Biologically Inspired Computer Vision
Biologically oriented computer vision is an interdisciplinary field of research that tries to implement findings from cognitive science and neurobiology in computer vision algorithms.
How do deep neural networks represent visual knowledge?
Deep networks develop powerful representations of the visual input, but how can we visualize and understand such intermediate representations?
How can we interact with a vision system?
How can visual knowledge be made available for the training of adaptive vision systems? How can a vision system best communicate its output? How can we interactively insert functional elements, such as joints, into 3D-models obtained from real objects?
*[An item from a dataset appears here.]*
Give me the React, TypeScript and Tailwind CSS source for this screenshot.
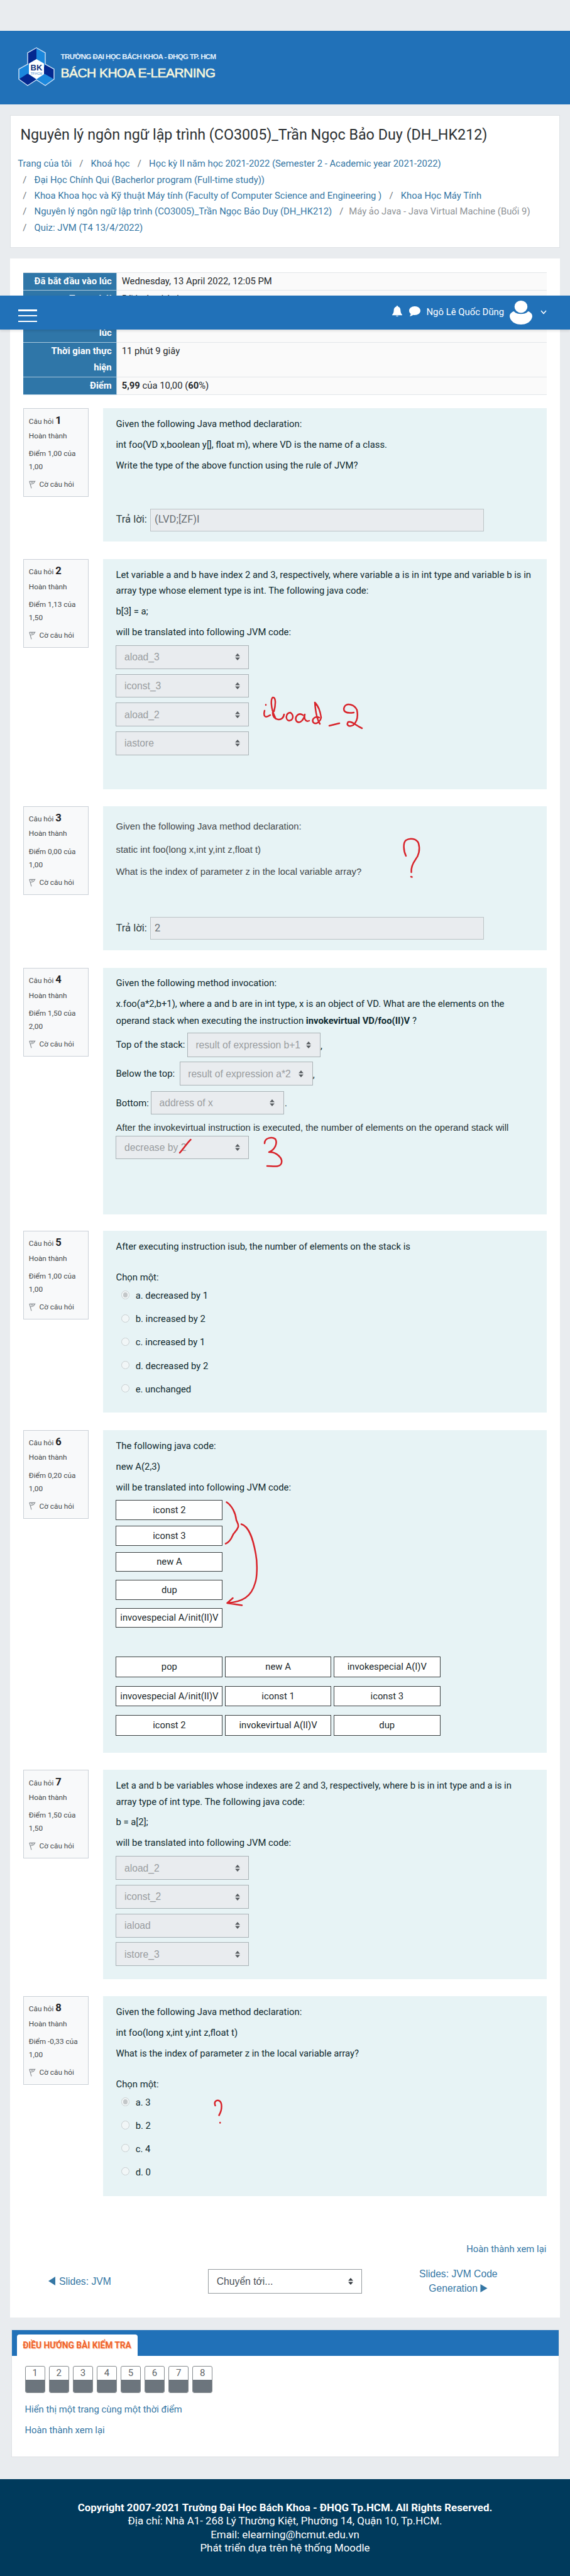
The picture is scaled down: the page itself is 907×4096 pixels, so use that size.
import type { ReactNode } from "react";

const LINK = "text-[#3577a5]";

function P({ children, className = "" }: { children: ReactNode; className?: string }) {
  return <p className={`leading-[25.5px] ${className}`}>{children}</p>;
}

function Arrows({ dark = false }: { dark?: boolean }) {
  return (
    <svg width="8" height="11" viewBox="0 0 8 11" className={dark ? "fill-[#343a40]" : "fill-[#565b5f]"}>
      <path d="M4 0 7.9 4.6H.1ZM4 11 .1 6.4h7.8Z" />
    </svg>
  );
}

function Select({ value, className = "h-[37.7px]" }: { value: string; className?: string }) {
  return (
    <div
      className={`flex w-[212px] shrink-0 items-center justify-between border border-[#a9b2b6] bg-[#e9ecef] pr-[13.5px] pl-[12.5px] font-['Liberation_Sans',sans-serif] text-[15.66px] whitespace-nowrap text-[#999da0] ${className}`}
    >
      <span>{value}</span>
      <Arrows />
    </div>
  );
}

function Flag() {
  return (
    <svg width="11" height="13" viewBox="0 0 11 13" fill="none" stroke="#8a8f93" strokeWidth="1.2">
      <path d="M.8 1.2 4 12.4M1 1.4h8.6L7.4 4.6 2.2 6.2M3.4 3.2h3" />
    </svg>
  );
}

function Question({
  n,
  mark,
  of,
  className,
  children,
}: {
  n: number;
  mark: string;
  of: string;
  className: string;
  children: ReactNode;
}) {
  return (
    <article className={`flex items-start pl-[21px] ${className}`}>
      <aside className="h-[141px] w-[103.7px] shrink-0 border border-[#cad0d7] bg-[#f8f9fa] pt-[8.4px] pl-[7.8px] text-[11.8px] leading-[20.9px] text-[#45494c]">
        <h3 className="h-[20.9px]">
          Câu hỏi <span className="text-[16.6px] font-bold text-[#1d2125]">{n}</span>
        </h3>
        <div className="mt-[3.6px]">Hoàn thành</div>
        <div className="mt-[7.2px]">Điểm {mark} của</div>
        <div className="mt-[0.3px]">{of}</div>
        <div className="mt-[6.9px] flex items-center gap-[5.7px]">
          <Flag />
          Cờ câu hỏi
        </div>
      </aside>
      <div className="relative ml-[23px] h-full w-[706px] shrink-0 bg-[#e7f3f5] pl-[20.8px] text-[14.83px] whitespace-nowrap text-[#0f2a2f]">
        {children}
      </div>
    </article>
  );
}

function Answer({ value, className }: { value: string; className: string }) {
  return (
    <div className={`flex items-center text-[16.6px] text-[#2f3d40] ${className}`}>
      <span className="w-[55px]">Trả lời:</span>
      <div className="flex h-full w-[530.5px] items-center border border-[#bcc3c6] bg-[#e9ecef] pl-[5.5px] text-[16.5px] text-[#6a7075]">
        {value}
      </div>
    </div>
  );
}

function Options({ items, className }: { items: string[]; className: string }) {
  return (
    <div className={`flex flex-col pl-[8.5px] ${className}`}>
      {items.map((t, i) => (
        <label key={t} className="flex items-start leading-[25.5px]">
          <span className="mt-[4.3px] mr-[9.5px] flex size-[13.2px] items-center justify-center rounded-full border border-[#c9cfd1] bg-[#f1f6f7]">
            {i === 0 && <span className="size-[7.6px] rounded-full bg-[#c3c7c9]" />}
          </span>
          {t}
        </label>
      ))}
    </div>
  );
}

function Box({ children, className = "" }: { children: ReactNode; className?: string }) {
  return (
    <div
      className={`flex w-[169.8px] shrink-0 items-center justify-center border border-[#3a3f40] bg-white text-[14.8px] text-[#20282a] ${className}`}
    >
      {children}
    </div>
  );
}

function Ink({ w, h, className, children }: { w: number; h: number; className: string; children: ReactNode }) {
  return (
    <svg
      width={w}
      height={h}
      viewBox={`0 0 ${w} ${h}`}
      fill="none"
      stroke="#d8232a"
      strokeWidth="2.5"
      strokeLinecap="round"
      strokeLinejoin="round"
      className={`absolute ${className}`}
    >
      {children}
    </svg>
  );
}

function Crest() {
  return (
    <svg width="58" height="62" viewBox="0 0 58 62">
      <path d="M29 1 43 9V27L57 35V51L43 61 29 52 15 61 1 51V35L15 27V9Z" fill="#1b87dc" />
      <path d="M29 1 15 9V27L21 24 29 19ZM37 42 43 27 57 35V51L43 43ZM1 51 15 42 29 51 15 61Z" fill="#04288f" />
      <path d="M29 19 41 26V43L29 51 17 43V26Z" fill="#fff" />
      <path
        d="M29 1 43 9V27L57 35V51L43 61 29 52 15 61 1 51V35L15 27V9Z"
        fill="none"
        stroke="#cfe3f7"
        strokeWidth="1.4"
      />
      <text x="29" y="37" textAnchor="middle" fontFamily="Liberation Sans" fontWeight="700" fontSize="13" fill="#15357f">
        BK
      </text>
      <text x="29" y="43.5" textAnchor="middle" fontFamily="Liberation Sans" fontSize="5" fill="#4c8fd0">
        TP.HCM
      </text>
    </svg>
  );
}

function Th({ children }: { children: ReactNode }) {
  return (
    <div className="w-[148.7px] shrink-0 border-r border-b border-[#a9c8dc] bg-[#2f76a8] pt-[1px] pr-[7px] text-right font-bold text-white">
      {children}
    </div>
  );
}

function Td({ children }: { children?: ReactNode }) {
  return <div className="grow border-b border-[#e2e6e9] bg-[#fafafa] pt-[1px] pl-[8px] text-[#25292c]">{children}</div>;
}

const Sep = ({ className = "" }: { className?: string }) => <span className={`text-[#70777c] ${className}`}>/</span>;

export default function App() {
  return (
    <div className="relative flex h-[4096px] w-[907px] flex-col overflow-hidden bg-[#e9ecef] font-[Roboto,sans-serif] text-[14.83px]">
      <header className="mt-[49px] flex h-[116.5px] shrink-0 items-start bg-[#2171b8] pl-[29px]">
        <div className="mt-[26px]">
          <Crest />
        </div>
        <div className="mt-[31px] ml-[9.5px] font-['Liberation_Sans',sans-serif] whitespace-nowrap">
          <div className="text-[11.5px] leading-[20px] font-bold tracking-[-0.6px] text-[#e6f1fc]">
            TRƯỜNG ĐẠI HỌC BÁCH KHOA - ĐHQG TP. HCM
          </div>
          <div className="mt-[2px] text-[21px] leading-[27px] tracking-[-0.54px] text-[#f7f6dc] [-webkit-text-stroke:0.6px_#f7f6dc]">
            BÁCH KHOA E-LEARNING
          </div>
        </div>
      </header>

      <section className="mt-[17.2px] ml-[16px] h-[211.2px] w-[874.5px] shrink-0 border border-[#dfe2e5] bg-white whitespace-nowrap">
        <h1 className="mt-[14.5px] ml-[15.4px] text-[23.27px] leading-[32px] text-[#2b2f32]">
          Nguyên lý ngôn ngữ lập trình (CO3005)_Trần Ngọc Bảo Duy (DH_HK212)
        </h1>
        <nav className={`mt-[17.9px] ml-[11.3px] leading-[25.45px] ${LINK}`}>
          <div>
            Trang của tôi
            <Sep className="mx-[12.2px]" />
            Khoá học
            <Sep className="mx-[12.2px]" />
            Học kỳ II năm học 2021-2022 (Semester 2 - Academic year 2021-2022)
          </div>
          <div>
            <Sep className="mr-[12.2px] ml-[8px]" />
            Đại Học Chính Qui (Bacherlor program (Full-time study))
          </div>
          <div>
            <Sep className="mr-[12.2px] ml-[8px]" />
            Khoa Khoa học và Kỹ thuật Máy tính (Faculty of Computer Science and Engineering )
            <Sep className="mx-[12.2px]" />
            Khoa Học Máy Tính
          </div>
          <div>
            <Sep className="mr-[12.2px] ml-[8px]" />
            Nguyên lý ngôn ngữ lập trình (CO3005)_Trần Ngọc Bảo Duy (DH_HK212)
            <Sep className="mr-[8.8px] ml-[12.2px]" />
            <span className="text-[#8e9296]">Máy ảo Java - Java Virtual Machine (Buổi 9)</span>
          </div>
          <div>
            <Sep className="mr-[12.2px] ml-[8px]" />
            Quiz: JVM (T4 13/4/2022)
          </div>
        </nav>
      </section>

      <main className="mt-[16.9px] ml-[16px] h-[3274.4px] w-[875px] shrink-0 bg-white pt-[21.9px]">
        <div className="ml-[21px] w-[832.6px] border-t border-[#e2e6e9] leading-[25.45px]">
          <div className="flex h-[28.4px]">
            <Th>Đã bắt đầu vào lúc</Th>
            <Td>Wednesday, 13 April 2022, 12:05 PM</Td>
          </div>
          <div className="flex h-[28.8px]">
            <Th>Trạng thái</Th>
            <Td>Đã hoàn thành</Td>
          </div>
          <div className="flex h-[54.3px] items-stretch">
            <Th>
              <span className="block pt-[25.4px]">lúc</span>
            </Th>
            <Td />
          </div>
          <div className="flex h-[54.4px]">
            <Th>
              Thời gian thực
              <br />
              hiện
            </Th>
            <Td>11 phút 9 giây</Td>
          </div>
          <div className="flex h-[28.4px]">
            <Th>Điểm</Th>
            <Td>
              <b>5,99</b> của 10,00 (<b>60</b>%)
            </Td>
          </div>
        </div>

        <Question n={1} mark="1,00" of="1,00" className="mt-[21.3px] h-[211.9px]">
          <P className="pt-[12.9px]">Given the following Java method declaration:</P>
          <P className="mt-[6.9px]">int foo(VD x,boolean y[], float m), where VD is the name of a class.</P>
          <P className="mt-[7.5px]">Write the type of the above function using the rule of JVM?</P>
          <Answer value="(LVD;[ZF)I" className="mt-[55.7px] h-[35.9px]" />
        </Question>

        <Question n={2} mark="1,13" of="1,50" className="mt-[27.7px] h-[366.4px]">
          <P className="pt-[12.9px]">
            Let variable a and b have index 2 and 3, respectively, where variable a is in int type and variable b is in
            <br />
            array type whose element type is int. The following java code:
          </P>
          <P className="mt-[7.6px]">b[3] = a;</P>
          <P className="mt-[7.5px]">will be translated into following JVM code:</P>
          <div className="mt-[7.3px] flex flex-col gap-[8px]">
            <Select value="aload_3" />
            <Select value="iconst_3" />
            <Select value="aload_2" />
            <Select value="iastore" />
          </div>
          <Ink w={164} h={64} className="top-[214px] left-[252px]">
            <path d="M7 17.5V18M5 27C3 35 5 40 14 34M22 38C14 22 15 8 18 6 23 5 23 16 20 28M18 30C17 42 34 46 36 33M46 30C38 31 38 42 44 43 51 42 52 34 46 30M66 34C58 29 52 38 56 44 62 49 68 40 69 33 67 42 72 45 76 43M92 38C86 35 80 40 82 45 86 51 94 44 95 38 94 30 91 20 85 14M85 14C86 28 88 40 93 48M108 51 124 47M147 30C134 32 129 28 132 21 136 14 148 17 152 26 154 36 153 44 146 50 138 54 135 49 138 45 144 43 149 50 160 55" />
          </Ink>
        </Question>

        <Question n={3} mark="0,00" of="1,00" className="mt-[26.4px] h-[229.3px]">
          <div className="pt-[20.6px] font-['Liberation_Sans',sans-serif] text-[#44494c]">
            <P>Given the following Java method declaration:</P>
            <P className="mt-[11.1px]">static int foo(long x,int y,int z,float t)</P>
            <P className="mt-[9.9px]">What is the index of parameter z in the local variable array?</P>
          </div>
          <Answer value="2" className="mt-[58.3px] h-[36.4px]" />
          <Ink w={40} h={70} className="top-[46px] left-[474px]">
            <path d="M8 33C4 25 3 12 8 8 14 4 25 5 28 13 31 23 28 33 23 39 18 46 16 52 16.5 59M16 66 17.5 66.5" />
          </Ink>
        </Question>

        <Question n={4} mark="1,50" of="2,00" className="mt-[28.1px] h-[391.6px]">
          <P className="pt-[12.3px]">Given the following method invocation:</P>
          <p className="mt-[6.6px] leading-[26.3px]">
            x.foo(a*2,b+1), where a and b are in int type, x is an object of VD. What are the elements on the
            <br />
            operand stack when executing the instruction <b>invokevirtual VD/foo(II)V</b> ?
          </p>
          <div className="mt-[6px] flex items-center">
            <span className="w-[113.4px]">Top of the stack:</span>
            <Select value="result of expression b+1" className="h-[38.6px]" />
            <span className="mt-[3px]">,</span>
          </div>
          <div className="mt-[7.9px] flex items-center">
            <span className="w-[101.2px]">Below the top:</span>
            <Select value="result of expression a*2" className="h-[37.9px]" />
            <span className="mt-[3px]">,</span>
          </div>
          <div className="mt-[8.6px] flex items-center">
            <span className="w-[55.5px]">Bottom:</span>
            <Select value="address of x" className="h-[37.5px]" />
            <span className="ml-[1px]">.</span>
          </div>
          <P className="mt-[8.8px] font-['Liberation_Sans',sans-serif] text-[#273436]">
            After the invokevirtual instruction is executed, the number of elements on the operand stack will
          </P>
          <Select value="decrease by 2" className="-mt-[0.9px] h-[37.5px]" />
          <Ink w={175} h={56} className="top-[265px] left-[118px]">
            <path d="M4 29C9 24 16 13 21.5 8M139 14C139 5 151 3 156 7 160 13 156 24 146 28 158 27 168 38 166 45 164 53 152 50 143 50" />
          </Ink>
        </Question>

        <Question n={5} mark="1,00" of="1,00" className="mt-[26.1px] h-[289.3px]">
          <P className="pt-[13.8px]">After executing instruction isub, the number of elements on the stack is</P>
          <P className="mt-[22.9px]">Chọn một:</P>
          <Options
            className="mt-[3.7px] gap-[11.7px]"
            items={["a. decreased by 1", "b. increased by 2", "c. increased by 1", "d. decreased by 2", "e. unchanged"]}
          />
        </Question>

        <Question n={6} mark="0,20" of="1,00" className="mt-[27.6px] h-[513.4px]">
          <P className="pt-[13px]">The following java code:</P>
          <P className="mt-[7.8px]">new A(2,3)</P>
          <P className="mt-[7.4px]">will be translated into following JVM code:</P>
          <Box className="mt-[6.3px] h-[32.2px]">iconst 2</Box>
          <Box className="mt-[9.5px] h-[31.9px]">iconst 3</Box>
          <Box className="mt-[9.4px] h-[31.6px]">new A</Box>
          <Box className="mt-[12.6px] h-[32.2px]">dup</Box>
          <Box className="mt-[12.9px] h-[31.5px]">invovespecial A/init(II)V</Box>
          <div className="mt-[45.9px] flex flex-wrap gap-x-[3.4px] gap-y-[14.2px]">
            {[
              "pop",
              "new A",
              "invokespecial A(I)V",
              "invovespecial A/init(II)V",
              "iconst 1",
              "iconst 3",
              "iconst 2",
              "invokevirtual A(II)V",
              "dup",
            ].map((t) => (
              <Box key={t} className="h-[32.4px]">
                {t}
              </Box>
            ))}
          </div>
          <Ink w={60} h={180} className="top-[105px] left-[190px]">
            <path d="M6.5 9.5C15 15 21 27 22 38 23 41 26 44 25 49 22 57 18 57 16 63 13 70 9 74 5 75.5M30 44.5C43 48 49 70 53 92 56 108 55 130 52 138 46 160 32 168 7.5 170M16.5 162 7.5 170 31 173.5" />
          </Ink>
        </Question>

        <Question n={7} mark="1,50" of="1,50" className="mt-[27.3px] h-[333.2px]">
          <P className="pt-[12.8px]">
            Let a and b be variables whose indexes are 2 and 3, respectively, where b is in int type and a is in
            <br />
            array type of int type. The following java code:
          </P>
          <P className="mt-[7.3px]">b = a[2];</P>
          <P className="mt-[7.4px]">will be translated into following JVM code:</P>
          <div className="mt-[7.6px] flex flex-col gap-[7.7px]">
            <Select value="aload_2" className="h-[38px]" />
            <Select value="iconst_2" className="h-[38px]" />
            <Select value="iaload" className="h-[38px]" />
            <Select value="istore_3" className="h-[38px]" />
          </div>
        </Question>

        <Question n={8} mark="-0,33" of="1,00" className="mt-[26.5px] h-[318.1px]">
          <P className="pt-[12.8px]">Given the following Java method declaration:</P>
          <P className="mt-[7.9px]">int foo(long x,int y,int z,float t)</P>
          <P className="mt-[7.3px]">What is the index of parameter z in the local variable array?</P>
          <P className="mt-[23.2px]">Chọn một:</P>
          <Options className="mt-[4.1px] gap-[11.4px]" items={["a. 3", "b. 2", "c. 4", "d. 0"]} />
          <Ink w={30} h={45} className="top-[160px] left-[172px]">
            <path d="M6.5 14C4 8 8 5 12 6 18 8 18 20 12.5 29.5M14.2 41V41.5" />
          </Ink>
        </Question>

        <div className={`pr-[21.7px] ${LINK}`}>
          <P className="mt-[72.2px] text-right">Hoàn thành xem lại</P>
          <div className="mt-[14.2px] flex items-center pl-[61px] font-['Liberation_Sans',sans-serif] text-[15.68px]">
            <div className="flex w-[253.8px] shrink-0 items-center gap-[6px]">
              <svg width="11" height="14" viewBox="0 0 11 14" className="fill-current">
                <path d="M11 0v14L0 7Z" />
              </svg>
              Slides: JVM
            </div>
            <div className="flex h-[38.9px] w-[245.5px] shrink-0 items-center justify-between border border-[#959b9f] bg-white pr-[13.5px] pl-[13px] text-[#495057]">
              Chuyển tới...
              <Arrows dark />
            </div>
            <div className="ml-[53px] w-[200px] shrink-0 text-center leading-[23.6px]">
              Slides: JVM Code
              <br />
              Generation{" "}
              <svg width="12" height="13" viewBox="0 0 12 14" className="inline fill-current align-[-1px]">
                <path d="M0 0v14L12 7Z" />
              </svg>
            </div>
          </div>
        </div>
      </main>

      <section className="mt-[18.5px] ml-[17.5px] h-[203.7px] w-[872px] shrink-0 border border-[#dfe2e5] bg-white">
        <div className="flex h-[41.7px] items-end bg-[#2171b8] pl-[8px]">
          <h2 className="h-[34.5px] w-[192px] rounded-t-[4px] bg-white text-center text-[13.75px] leading-[34px] font-bold whitespace-nowrap text-[#f0622a] [text-shadow:1px_1px_1px_#f9c9b3]">
            ĐIỀU HƯỚNG BÀI KIỂM TRA
          </h2>
        </div>
        <div className={`pt-[16px] pl-[21px] ${LINK}`}>
          <div className="flex gap-[5.7px]">
            {[1, 2, 3, 4, 5, 6, 7, 8].map((n) => (
              <div
                key={n}
                className="flex h-[43px] w-[32.4px] flex-col overflow-hidden rounded-[3px] border border-[#868b8f] bg-white"
              >
                <span className="h-[20.8px] text-center text-[15px] leading-[20.5px] text-[#5f6569]">{n}</span>
                <span className="grow bg-[#6c757d]" />
              </div>
            ))}
          </div>
          <P className="mt-[13.7px]">Hiển thị một trang cùng một thời điểm</P>
          <P className="mt-[7.4px]">Hoàn thành xem lại</P>
        </div>
      </section>

      <footer className="mt-[34.8px] grow bg-[#003a5c] pt-[35.2px] text-center text-[16.9px] leading-[21.15px] text-white">
        <p className="font-bold">Copyright 2007-2021 Trường Đại Học Bách Khoa - ĐHQG Tp.HCM. All Rights Reserved.</p>
        <p>Địa chỉ: Nhà A1- 268 Lý Thường Kiệt, Phường 14, Quận 10, Tp.HCM.</p>
        <p>Email: elearning@hcmut.edu.vn</p>
        <p>Phát triển dựa trên hệ thống Moodle</p>
      </footer>

      <div className="absolute top-[469.7px] left-0 flex h-[54px] w-[907px] bg-[#2171b8] text-white shadow-[0_2px_4px_rgba(0,0,0,0.12)]">
        <div className="mt-[22.5px] ml-[29px] flex h-[20px] w-[29.5px] flex-col justify-between">
          <span className="h-[2.6px] bg-white" />
          <span className="h-[2.6px] bg-white" />
          <span className="h-[2.6px] bg-white" />
        </div>
        <svg width="16" height="18" viewBox="0 0 16 18" className="mt-[16.6px] ml-[565.5px] fill-current">
          <path d="M8 0C9 0 9.3.8 9.3 1.5 12.5 2.4 13.3 5 13.4 8 13.5 11 14.5 13 16 14.5V15.3H0V14.5C1.5 13 2.5 11 2.6 8 2.7 5 3.5 2.4 6.7 1.5 6.7.8 7 0 8 0ZM6 16H10C9.6 17.6 6.4 17.6 6 16Z" />
        </svg>
        <svg width="18" height="17" viewBox="0 0 18 17" className="mt-[17.8px] ml-[11px] fill-current">
          <path d="M9 0C14 0 18 3 18 7S14 14 9 14C8 14 7 13.9 6.2 13.7 4.5 15 2.5 15.8.8 15.8 1.8 14.7 2.5 13.5 2.6 12 1 10.7 0 9 0 7 0 3 4 0 9 0Z" />
        </svg>
        <span className="mt-[13.9px] ml-[9.5px] w-[132.5px] text-[14.89px] leading-[25.5px] whitespace-nowrap">
          Ngô Lê Quốc Dũng
        </span>
        <svg width="36" height="38" viewBox="0 0 36 38" className="mt-[8px] fill-current">
          <ellipse cx="18" cy="9.7" rx="10.3" ry="9.7" />
          <path d="M6.5 17C10 20.5 14 21.2 18 21.2S26 20.5 29.5 17C33 18.5 36 21 36 25 35 32.5 28 38 18 38S1 32.5 0 25C0 21 3 18.5 6.5 17Z" />
        </svg>
        <svg width="10" height="7" viewBox="0 0 10 7" className="mt-[23.5px] ml-[12.8px] fill-none stroke-white">
          <path d="M1 1 5 5.5 9 1" strokeWidth="1.5" />
        </svg>
      </div>
    </div>
  );
}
Computer vision has experienced a boost in recent years. Many tasks that have appeared unsolvable a decade ago now have become tractable, such as face recognition and person detection in real world scenes. Applications like the recognition of traffic signs and road markings are even ready for the market.
However, vision systems still suffer from fundamental limitations. Applications are highly task-specific because they lack a generally applicable representation of visual knowledge. Further, acquisition of visual knowledge requires tremendous effort since images need to be labeled manually as training samples. And last, but not least, 3D-analysis of scenes is still difficult.
Biologically inspired computer vision tries to overcome these limitations. Three new directions of research appear most promising. Firstly, deep neural networks have been surprisingly successful at solving vision tasks. This is achieved by forming suitable intermediate representations, but the functional principles are still unclear. Secondly, vision systems require improved user interaction, both in training and application. Humans need advanced interaction to tell the system about tasks, and the system should communicate its output in an understandable form. Thirdly, the acquisition of 3D-models has become feasible. The ultimate goal is to obtain models of such quality that a 3D-printout looks exactly like the original object, and to supply functional additions, such as flexible joints, by user interaction.